The association’s effort was the latest of a wide variety of Latino get-out-the-vote programs. The National Assn. for the Advancement of Colored People, through a new organization, the NAACP National Voter Fund, has greatly intensified registration efforts it has conducted for years. The fund, with $9 million to spend on ads and grass-roots organizing, targets black voters in 12 states.

If the race loosens up and one candidate pulls ahead by a large margin, these registration drives may be remembered more as image-builders rather than election deal-breakers. History has proved that voter drives have limited statistical effect.

Wolfinger used the 1984 campaign season as an example. Frenetic grass-roots voter drives sprang up, he said, as Ronald Reagan cruised toward reelection.

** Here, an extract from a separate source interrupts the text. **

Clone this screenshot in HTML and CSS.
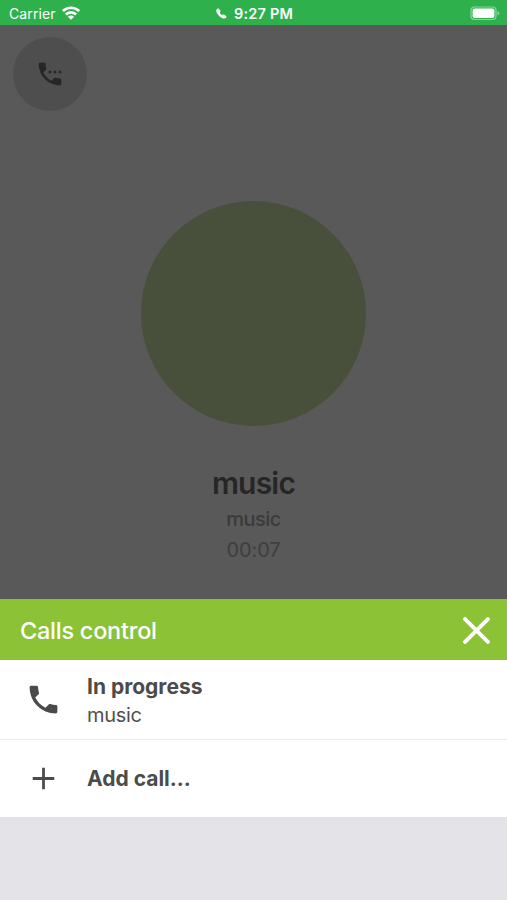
FILE: index.html
```html
<!DOCTYPE html>
<html lang="en">
<head>
<meta charset="utf-8">
<title>Calls control</title>
<link rel="stylesheet" href="styles.css">
</head>
<body>
<header class="status">
  <div class="status-left">
    <span class="carrier">Carrier</span>
    <svg class="wifi" viewBox="0 0 18 14"><g fill="none" stroke="#fff" stroke-width="2.700"><path d="M.9 5.1a11.5 11.5 0 0 1 16.2 0"/><path d="M3.900 8.500a7.200 7.200 0 0 1 10.200 0"/></g><path fill="#fff" d="M9 13.800 5.900 10.700a4.400 4.400 0 0 1 6.200 0z"/></svg>
  </div>
  <div class="status-time">
    <svg class="mini-phone" viewBox="0 0 11 11"><path fill="#fff" d="M1.300.8C.3 1.500 0 2.700.5 4.100c1.200 3 3.300 5 6.200 6.200 1.500.6 2.800.3 3.600-.8.400-.6.300-1.100-.2-1.500L8.300 6.700c-.6-.4-1.100-.3-1.500.1l-.5.300C5.400 6.700 4.300 5.600 3.800 4.700l.3-.6c.5-.5.5-1 .1-1.500L3 .9C2.500.3 1.900.3 1.300.8z"/></svg>
    <span class="clock">9:27 PM</span>
  </div>
  <svg class="battery" viewBox="0 0 30 15"><rect x="1" y="1" width="25" height="12.500" rx="3.500" fill="none" stroke="#8bd69c" stroke-width="1.200"/><rect x="2.600" y="2.600" width="21.800" height="9.300" rx="2" fill="#fff"/><path fill="#8bd69c" d="M27.500 5c2.300.8 2.300 3.700 0 4.500z"/></svg>
</header>
<main class="call">
  <div class="switch"><svg viewBox="0 0 24 24"><path fill="#262626" d="M11 9.300h2v2h-2zM15 9.300h2v2h-2zM19 9.300h2v2h-2zM20 15.500c-1.250 0-2.450-.2-3.570-.57-.35-.11-.74-.03-1.020.24l-2.200 2.200c-2.830-1.440-5.150-3.750-6.590-6.590l2.200-2.200c.28-.28.36-.67.25-1.020C8.700 6.450 8.500 5.250 8.500 4c0-.55-.45-1-1-1H4c-.55 0-1 .45-1 1 0 9.390 7.610 17 17 17 .55 0 1-.45 1-1v-3.500c0-.55-.45-1-1-1z"/></svg></div>
  <div class="avatar"></div>
  <h1 class="name">music</h1>
  <p class="number">music</p>
  <p class="timer">00:07</p>
</main>
<section class="sheet">
  <div class="sheet-head">
    <h2 class="title">Calls control</h2>
    <svg class="close" viewBox="0 0 26 26"><path d="M2 2l22 22M24 2L2 24" stroke="#fff" stroke-width="3.800" stroke-linecap="round"/></svg>
  </div>
  <div class="row">
    <svg class="icon" viewBox="0 0 24 24"><path fill="#4b4b4b" d="M20 15.500c-1.250 0-2.450-.2-3.570-.57-.35-.11-.74-.03-1.020.24l-2.200 2.200c-2.830-1.440-5.150-3.750-6.590-6.590l2.200-2.200c.28-.28.36-.67.25-1.020C8.700 6.450 8.500 5.250 8.500 4c0-.55-.45-1-1-1H4c-.55 0-1 .45-1 1 0 9.390 7.610 17 17 17 .55 0 1-.45 1-1v-3.500c0-.55-.45-1-1-1z"/></svg>
    <div class="lines">
      <span class="strong">In progress</span>
      <span class="sub">music</span>
    </div>
  </div>
  <div class="row">
    <svg class="icon" viewBox="0 0 24 24"><path fill="#4b4b4b" d="M19 12.900h-6.100V19h-1.800v-6.100H5v-1.800h6.100V5h1.800v6.100H19z"/></svg>
    <span class="strong">Add call...</span>
  </div>
</section>
</body>
</html>
```
FILE: styles.css
```css
* { box-sizing: border-box; }
body {
  margin: 0;
  height: 900px;
  display: flex;
  flex-direction: column;
  overflow: hidden;
  background: #e4e3e8;
  font-family: Inter, sans-serif;
}
h1, h2, p { margin: 0; }
svg { display: block; flex: none; }
span, h1, h2, p { white-space: nowrap; }
.status {
  height: 25px;
  padding: 2px 7px 0 9px;
  display: grid;
  grid-template-columns: 1fr auto 1fr;
  align-items: center;
  background: #2eb14c;
  color: #fff;
}
.status-left, .status-time { display: flex; align-items: center; }
.carrier { width: 53px; font-size: 14px; letter-spacing: .1px; }
.wifi { width: 18px; height: 14px; margin-top: -2px; }
.mini-phone { width: 11px; height: 11px; margin: 0 7px 0 0; }
.clock { font-size: 14.500px; font-weight: 600; letter-spacing: .2px; }
.battery { width: 30px; height: 15px; justify-self: end; margin-top: -1px; }
.call {
  height: 574px;
  padding-top: 12px;
  display: flex;
  flex-direction: column;
  align-items: center;
  border-bottom: 0;
  background: #595959;
}
.switch {
  width: 74px;
  height: 74px;
  margin-left: 13px;
  align-self: flex-start;
  display: grid;
  place-items: center;
  border-radius: 50%;
  background: #4e4e4e;
}
.switch svg { width: 30px; height: 30px; }
.avatar {
  width: 225px;
  height: 225px;
  margin-top: 90px;
  border-radius: 50%;
  background: #484f3b;
}
.name { margin-top: 39px; font-size: 30px; line-height: 36px; font-weight: 600; letter-spacing: -.8px; color: #262626; }
.number { margin-top: 4px; font-size: 20px; line-height: 28px; font-weight: 500; letter-spacing: -.5px; color: #3b3b3b; }
.timer { margin-top: 2px; font-size: 20px; line-height: 30px; letter-spacing: -.1px; color: #3e3e3e; }
.sheet-head {
  height: 61px;
  padding: 1px 17px 0 20px;
  display: flex;
  align-items: center;
  justify-content: space-between;
  background: #8bc236;
}
.title { color: #fff; font-size: 23.500px; font-weight: 550; letter-spacing: -.25px; }
.close { width: 27px; height: 27px; }
.row {
  height: 79px;
  padding-left: 25px;
  display: flex;
  align-items: center;
  gap: 25px;
  background: #fff;
}
.row + .row { height: 78px; border-top: 1px solid #ebebeb; }
.icon { width: 37px; height: 37px; }
.lines { display: flex; flex-direction: column; padding-top: 3px; }
.strong { font-size: 21px; line-height: 28px; font-weight: 700; color: #4b4b4b; }
.sub { font-size: 20px; line-height: 28px; letter-spacing: -.3px; color: #505050; }
```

“Democrats were cheering themselves up with their secret weapon of registering people to vote,” he said. After the ballots were counted, however, Minnesota was the only state that eluded the GOP. Even more discouraging for organizers was that voter registration increased by only half of 1% that year, according to the U.S. Census Bureau.

Romanticization of ‘Nonvoters’

More recently, voter turnout held steady or declined from 1992 to 1996. And the Federal Election Commission reports that only 49% of the voting-age population turned out for the 1996 federal elections.

That voter registration drives have had mixed records should not be surprising. “The problem with these [new registration] groups is that they have little sense of history, and they don’t see that many of these strategies have already been attempted with little success,” said political science professor William Mayer of Northeastern University in Boston.

Moreover, “nonvoters” have been romanticized by some voter registration campaigns as people who are keenly interested in politics but who can’t figure out how to register on their own, Mayer said.

“It’s not mass confusion,” Mayer said. “I’ve never met a person who didn’t . . . play the lottery because it seemed too complicated. If people want to figure out the red tape they will, and registering to vote has never been easier.”